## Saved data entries
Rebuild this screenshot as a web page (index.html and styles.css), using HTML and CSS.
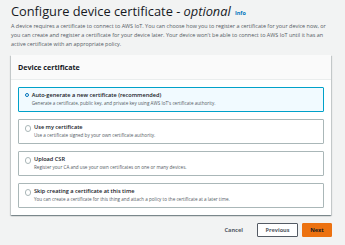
FILE: index.html
```html
<!DOCTYPE html>
<html>
<head>
<meta charset="utf-8">
<link rel="stylesheet" href="styles.css">
</head>
<body>
<div class="page">
  <h1 class="title">Configure device certificate - <em>optional</em> <a class="info">Info</a></h1>
  <p class="desc">A device requires a certificate to connect to AWS IoT. You can choose how you to register a certificate for your device now, or you can create and register a certificate for your device later. Your device won't be able to connect to AWS IoT until it has an active certificate with an appropriate policy.</p>
  <div class="card">
    <div class="card-head">Device certificate</div>
    <div class="card-body">
      <div class="opt selected">
        <span class="radio on"></span>
        <div class="opt-text">
          <div class="opt-label">Auto-generate a new certificate (recommended)</div>
          <div class="opt-desc">Generate a certificate, public key, and private key using AWS IoT's certificate authority.</div>
        </div>
      </div>
      <div class="opt">
        <span class="radio"></span>
        <div class="opt-text">
          <div class="opt-label">Use my certificate</div>
          <div class="opt-desc">Use a certificate signed by your own certificate authority.</div>
        </div>
      </div>
      <div class="opt">
        <span class="radio"></span>
        <div class="opt-text">
          <div class="opt-label">Upload CSR</div>
          <div class="opt-desc">Register your CA and use your own certificates on one or many devices.</div>
        </div>
      </div>
      <div class="opt">
        <span class="radio"></span>
        <div class="opt-text">
          <div class="opt-label">Skip creating a certificate at this time</div>
          <div class="opt-desc">You can create a certificate for this thing and attach a policy to the certificate at a later time.</div>
        </div>
      </div>
    </div>
  </div>
  <div class="actions">
    <button class="btn link">Cancel</button>
    <button class="btn normal">Previous</button>
    <button class="btn primary">Next</button>
  </div>
</div>
</body>
</html>
```
FILE: styles.css
```css
html, body {
  margin: 0;
  padding: 0;
  background: #f2f3f3;
}
body {
  font-family: "Open Sans", "Noto Sans", sans-serif;
  color: #16191f;
}
.page {
  padding: 3px 14px 0 11px;
}
.title {
  margin: 0;
  font-size: 12.8px;
  line-height: 16px;
  font-weight: 400;
}
.title em {
  font-style: italic;
}
.info {
  font-size: 5.4px;
  font-weight: 700;
  color: #0073bb;
  vertical-align: 1px;
  margin-left: 1px;
}
.desc {
  margin: 1px 0 0 0;
  font-size: 5.45px;
  line-height: 9px;
  color: #545b64;
}
.card {
  margin-top: 6px;
  background: #fff;
  box-shadow: 0 1px 1px 0 rgba(0, 28, 36, 0.3), 1px 1px 1px 0 rgba(0, 28, 36, 0.15), -1px 1px 1px 0 rgba(0, 28, 36, 0.15);
}
.card-head {
  background: #fafafa;
  border-bottom: 1px solid #eaeded;
  height: 24px;
  line-height: 24px;
  padding: 0 7px;
  font-size: 7.1px;
  font-weight: 700;
}
.card-body {
  padding: 7px;
  display: flex;
  flex-direction: column;
  gap: 7px;
}
.opt {
  box-sizing: border-box;
  display: flex;
  align-items: flex-start;
  gap: 3px;
  border: 1px solid #aab7b8;
  border-radius: 1px;
  padding: 3px 6px 0 5.5px;
  height: 25px;
}
.opt.selected {
  border-color: #00a1c9;
  background: #f1faff;
}
.radio {
  flex: none;
  width: 4.5px;
  height: 4.5px;
  border-radius: 50%;
  border: 0.6px solid #aab7b8;
  background: #fff;
  margin-top: 2.2px;
}
.radio.on {
  border: 1.6px solid #0073bb;
  width: 2.2px;
  height: 2.2px;
}
.opt-label {
  font-size: 5.6px;
  line-height: 9px;
  font-weight: 600;
}
.opt-desc {
  font-size: 4.6px;
  line-height: 7px;
  color: #545b64;
}
.actions {
  display: flex;
  justify-content: flex-end;
  align-items: center;
  gap: 4px;
  margin-top: 8px;
  margin-right: -1px;
}
.btn {
  font-family: inherit;
  font-size: 5.6px;
  font-weight: 700;
  height: 14px;
  padding: 0 4px;
  border-radius: 1px;
  cursor: pointer;
}
.btn.link {
  background: none;
  border: none;
  color: #545b64;
  margin-right: 6px;
}
.btn.normal {
  background: #fff;
  border: 1px solid #545b64;
  color: #545b64;
  width: 41px;
}
.btn.primary {
  background: #ec7211;
  border: 1px solid #ec7211;
  color: #16191f;
  width: 30px;
}
```
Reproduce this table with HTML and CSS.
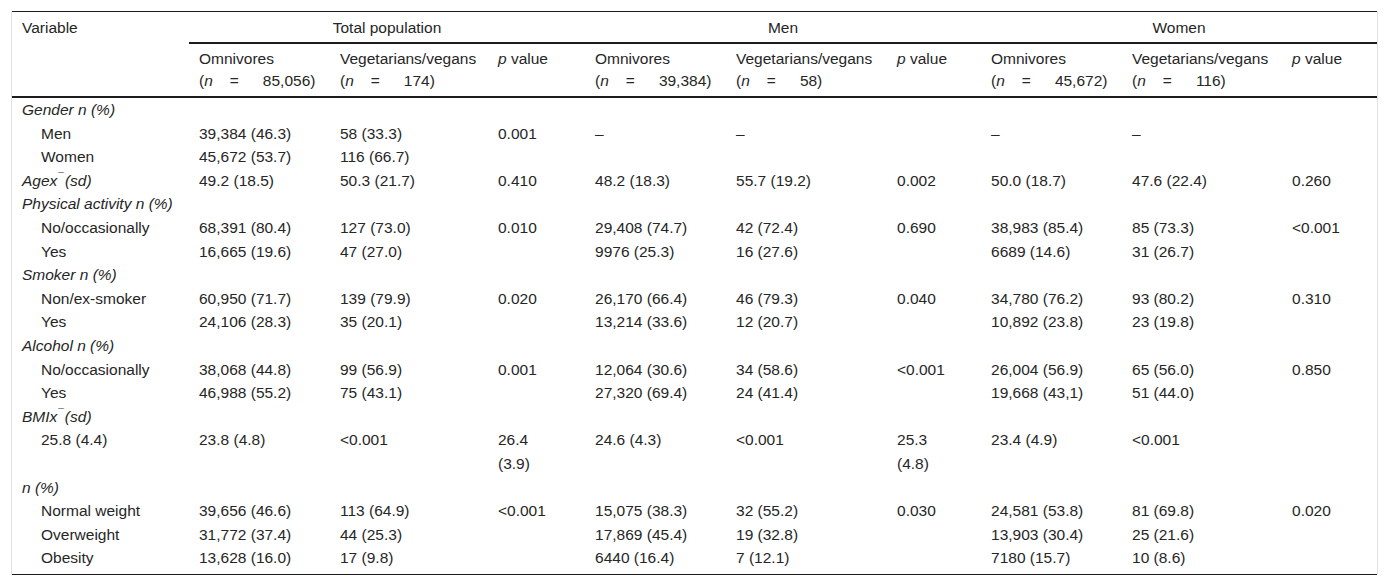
FILE: index.html
```html
<!DOCTYPE html>
<html lang="en">
<head>
<meta charset="utf-8">
<title>Table</title>
<link rel="stylesheet" href="styles.css">
</head>
<body>
<div class="wrap">
<table class="data">
<colgroup>
<col class="c-var"><col class="c-om"><col class="c-veg"><col class="c-p1">
<col class="c-om"><col class="c-veg2"><col class="c-p2">
<col class="c-om"><col class="c-veg3"><col class="c-p3">
</colgroup>
<thead>
<tr class="grp">
<th rowspan="2" class="var">Variable</th>
<th colspan="3">Total population</th>
<th colspan="3">Men</th>
<th colspan="3">Women</th>
</tr>
<tr class="sub">
<th>Omnivores<br>(<i>n</i><span class="eq">=</span>85,056)</th>
<th>Vegetarians/vegans<br>(<i>n</i><span class="eq">=</span>174)</th>
<th><i>p</i> value</th>
<th>Omnivores<br>(<i>n</i><span class="eq">=</span>39,384)</th>
<th>Vegetarians/vegans<br>(<i>n</i><span class="eq">=</span>58)</th>
<th><i>p</i> value</th>
<th>Omnivores<br>(<i>n</i><span class="eq">=</span>45,672)</th>
<th>Vegetarians/vegans<br>(<i>n</i><span class="eq">=</span>116)</th>
<th><i>p</i> value</th>
</tr>
</thead>
<tbody>
<tr><td class="cat">Gender n (%)</td><td></td><td></td><td></td><td></td><td></td><td></td><td></td><td></td><td></td></tr>
<tr><td class="ind">Men</td><td>39,384 (46.3)</td><td>58 (33.3)</td><td>0.001</td><td>–</td><td>–</td><td></td><td>–</td><td>–</td><td></td></tr>
<tr><td class="ind">Women</td><td>45,672 (53.7)</td><td>116 (66.7)</td><td></td><td></td><td></td><td></td><td></td><td></td><td></td></tr>
<tr><td class="cat">Agex<sup class="bar">¯</sup>(sd)</td><td>49.2 (18.5)</td><td>50.3 (21.7)</td><td>0.410</td><td>48.2 (18.3)</td><td>55.7 (19.2)</td><td>0.002</td><td>50.0 (18.7)</td><td>47.6 (22.4)</td><td>0.260</td></tr>
<tr><td class="cat">Physical activity n (%)</td><td></td><td></td><td></td><td></td><td></td><td></td><td></td><td></td><td></td></tr>
<tr><td class="ind">No/occasionally</td><td>68,391 (80.4)</td><td>127 (73.0)</td><td>0.010</td><td>29,408 (74.7)</td><td>42 (72.4)</td><td>0.690</td><td>38,983 (85.4)</td><td>85 (73.3)</td><td>&lt;0.001</td></tr>
<tr><td class="ind">Yes</td><td>16,665 (19.6)</td><td>47 (27.0)</td><td></td><td>9976 (25.3)</td><td>16 (27.6)</td><td></td><td>6689 (14.6)</td><td>31 (26.7)</td><td></td></tr>
<tr><td class="cat">Smoker n (%)</td><td></td><td></td><td></td><td></td><td></td><td></td><td></td><td></td><td></td></tr>
<tr><td class="ind">Non/ex-smoker</td><td>60,950 (71.7)</td><td>139 (79.9)</td><td>0.020</td><td>26,170 (66.4)</td><td>46 (79.3)</td><td>0.040</td><td>34,780 (76.2)</td><td>93 (80.2)</td><td>0.310</td></tr>
<tr><td class="ind">Yes</td><td>24,106 (28.3)</td><td>35 (20.1)</td><td></td><td>13,214 (33.6)</td><td>12 (20.7)</td><td></td><td>10,892 (23.8)</td><td>23 (19.8)</td><td></td></tr>
<tr><td class="cat">Alcohol n (%)</td><td></td><td></td><td></td><td></td><td></td><td></td><td></td><td></td><td></td></tr>
<tr><td class="ind">No/occasionally</td><td>38,068 (44.8)</td><td>99 (56.9)</td><td>0.001</td><td>12,064 (30.6)</td><td>34 (58.6)</td><td>&lt;0.001</td><td>26,004 (56.9)</td><td>65 (56.0)</td><td>0.850</td></tr>
<tr><td class="ind">Yes</td><td>46,988 (55.2)</td><td>75 (43.1)</td><td></td><td>27,320 (69.4)</td><td>24 (41.4)</td><td></td><td>19,668 (43,1)</td><td>51 (44.0)</td><td></td></tr>
<tr><td class="cat">BMIx<sup class="bar">¯</sup>(sd)</td><td></td><td></td><td></td><td></td><td></td><td></td><td></td><td></td><td></td></tr>
<tr><td class="ind">25.8 (4.4)</td><td>23.8 (4.8)</td><td>&lt;0.001</td><td>26.4<br>(3.9)</td><td>24.6 (4.3)</td><td>&lt;0.001</td><td>25.3<br>(4.8)</td><td>23.4 (4.9)</td><td>&lt;0.001</td><td></td></tr>
<tr><td class="cat">n (%)</td><td></td><td></td><td></td><td></td><td></td><td></td><td></td><td></td><td></td></tr>
<tr><td class="ind">Normal weight</td><td>39,656 (46.6)</td><td>113 (64.9)</td><td>&lt;0.001</td><td>15,075 (38.3)</td><td>32 (55.2)</td><td>0.030</td><td>24,581 (53.8)</td><td>81 (69.8)</td><td>0.020</td></tr>
<tr><td class="ind">Overweight</td><td>31,772 (37.4)</td><td>44 (25.3)</td><td></td><td>17,869 (45.4)</td><td>19 (32.8)</td><td></td><td>13,903 (30.4)</td><td>25 (21.6)</td><td></td></tr>
<tr class="last"><td class="ind">Obesity</td><td>13,628 (16.0)</td><td>17 (9.8)</td><td></td><td>6440 (16.4)</td><td>7 (12.1)</td><td></td><td>7180 (15.7)</td><td>10 (8.6)</td><td></td></tr>
</tbody>
</table>
</div>
</body>
</html>
```

FILE: styles.css
```css
html, body {
  margin: 0;
  padding: 0;
  background: #ffffff;
}

body {
  font-family: "Liberation Sans", Arial, Helvetica, sans-serif;
  font-size: 15.5px;
  color: #262626;
}

.wrap {
  margin: 11px 10px 0 11px;
  border-left: 1px solid #e2e2e2;
  border-right: 1px solid #e2e2e2;
}

.data {
  width: 100%;
  table-layout: fixed;
  border-collapse: separate;
  border-spacing: 0;
  border-top: 1px solid #1c1c1c;
  border-bottom: 1px solid #1c1c1c;
}

.c-var { width: 177px; }
.c-om { width: 141px; }
.c-veg { width: 158px; }
.c-p1 { width: 97px; }
.c-veg2 { width: 161px; }
.c-p2 { width: 94px; }
.c-veg3 { width: 160px; }
.c-p3 { width: 95px; }

th {
  font-weight: normal;
  text-align: left;
  vertical-align: top;
  line-height: 22px;
  white-space: nowrap;
}

.grp th {
  text-align: center;
  padding: 5px 10px 3px 10px;
  border-bottom: 2px solid #1c1c1c;
}

.grp th.var {
  text-align: left;
}

.sub th {
  padding: 4px 10px 4px 10px;
  border-bottom: 2px solid #1c1c1c;
}

.eq {
  margin: 0 24px 0 17px;
}

td {
  padding: 0 10px;
  line-height: 23.6px;
  vertical-align: top;
  white-space: nowrap;
}

td.cat {
  font-style: italic;
}

td.ind {
  padding-left: 29px;
}

.bar {
  font-size: 10px;
  line-height: 0;
  vertical-align: 5px;
  margin: 0 1px 0 1px;
  font-style: normal;
}

.last td {
  padding-bottom: 4px;
}
```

## AIM
Reply with only the number of lines in the entries that contain the word "using".

## RESULT FOR THIS EXERCISE
2